While in industrial farms they’re subjected to other horrors, chickens and other animals still suffer in small, free-range farms.
McWilliams isn’t arguing that factory faming is better though, he’s explaining that buying from small farms isn’t helping the animals, the environment, or ourselves. He utilizes stories from small farmers themselves as well as studies and statistics to dismantle the fictional idea that non-industrial farms provide animals with happy, natural lives.
Even if animals live more comfortably on small farms, the animal industry exists for profit, and animals will always be treated as objects/production machines and decisions will be made based on profit, not on animal welfare. And ultimately, the animals are still slaughtered. (Yes, even dairy cows.) The book goes into more detail about how the idea of a quick painless death is far from reality. As McWilliams says, deep down we know that “Nothing is humane about shooting a pig in the face with a .22, no matter how lovingly he was raised.”
Buying “humane” animal products is not voting with our forks for better animal conditions, it’s voting to keep using and abusing them.

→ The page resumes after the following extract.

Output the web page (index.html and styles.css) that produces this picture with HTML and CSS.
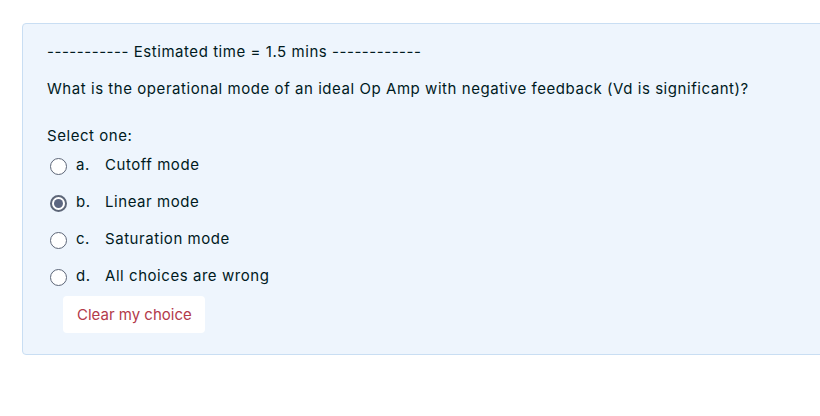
FILE: index.html
```html
<!DOCTYPE html>
<html>
<head>
<meta charset="utf-8">
<link rel="stylesheet" href="styles.css">
</head>
<body>
<div class="page">
  <div class="formulation">
    <p class="note">----------- Estimated time = 1.5 mins ------------</p>
    <p class="qtext">What is the operational mode of an ideal Op Amp with negative feedback (Vd is significant)?</p>
    <div class="prompt">Select one:</div>
    <div class="answers">
      <label class="opt"><span class="radio"></span><span class="letter">a.</span><span>Cutoff mode</span></label>
      <label class="opt"><span class="radio checked"></span><span class="letter">b.</span><span>Linear mode</span></label>
      <label class="opt"><span class="radio"></span><span class="letter">c.</span><span>Saturation mode</span></label>
      <label class="opt"><span class="radio"></span><span class="letter">d.</span><span>All choices are wrong</span></label>
    </div>
    <div class="clear"><span class="clear-btn">Clear my choice</span></div>
  </div>
</div>
</body>
</html>
```
FILE: styles.css
```css
html, body {
  margin: 0;
  padding: 0;
  background: #fff;
  overflow: hidden;
}
body {
  font-family: Inter, "Liberation Sans", sans-serif;
  font-size: 15px;
  letter-spacing: 0.55px;
  color: #001a1e;
}
.page {
  padding: 23px 0 0 22px;
}
.formulation {
  width: 830px;
  box-sizing: border-box;
  height: 332px;
  background: #eef5fd;
  border: 1px solid #c9def3;
  border-radius: 4px;
  padding: 17px 0 0 24px;
}
.note {
  margin: 0;
  line-height: 22px;
}
.qtext {
  margin: 15px 0 0 0;
  line-height: 22px;
}
.prompt {
  margin-top: 25px;
  line-height: 22px;
}
.answers {
  margin-top: 6px;
  display: flex;
  flex-direction: column;
  gap: 15px;
}
.opt {
  display: flex;
  align-items: center;
  height: 22px;
}
.radio {
  width: 17px;
  height: 17px;
  box-sizing: border-box;
  border: 1.5px solid #5d6678;
  border-radius: 50%;
  margin: 0 9px 0 3px;
  position: relative;
  top: 2px;
  background: #fff;
}
.radio.checked {
  border-width: 2px;
}
.radio.checked::after {
  content: "";
  position: absolute;
  left: 2px;
  top: 2px;
  width: 9px;
  height: 9px;
  border-radius: 50%;
  background: #5c6680;
}
.letter {
  width: 29px;
}
.clear {
  margin: 10px 0 0 16px;
}
.clear-btn {
  display: inline-block;
  background: #fff;
  border-radius: 4px;
  padding: 8px 13px 8px 14px;
  line-height: 21px;
  letter-spacing: 0;
  color: #b33a4a;
}
```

Sometimes I feel hopeless after reading about animal cruelty and our current food industry, especially because we live in bacon culture (and not long ago, I was actively participating in it), but this book left me thinking that if we can make the connection between wanting to lessen animal suffering and the necessity of abstaining from animal foods, maybe there’s some hope.
I highly recommend reading McWilliam’s book The Modern Savage if you’re interested in learning more about the food industry or about the realities of small non-industrial farms.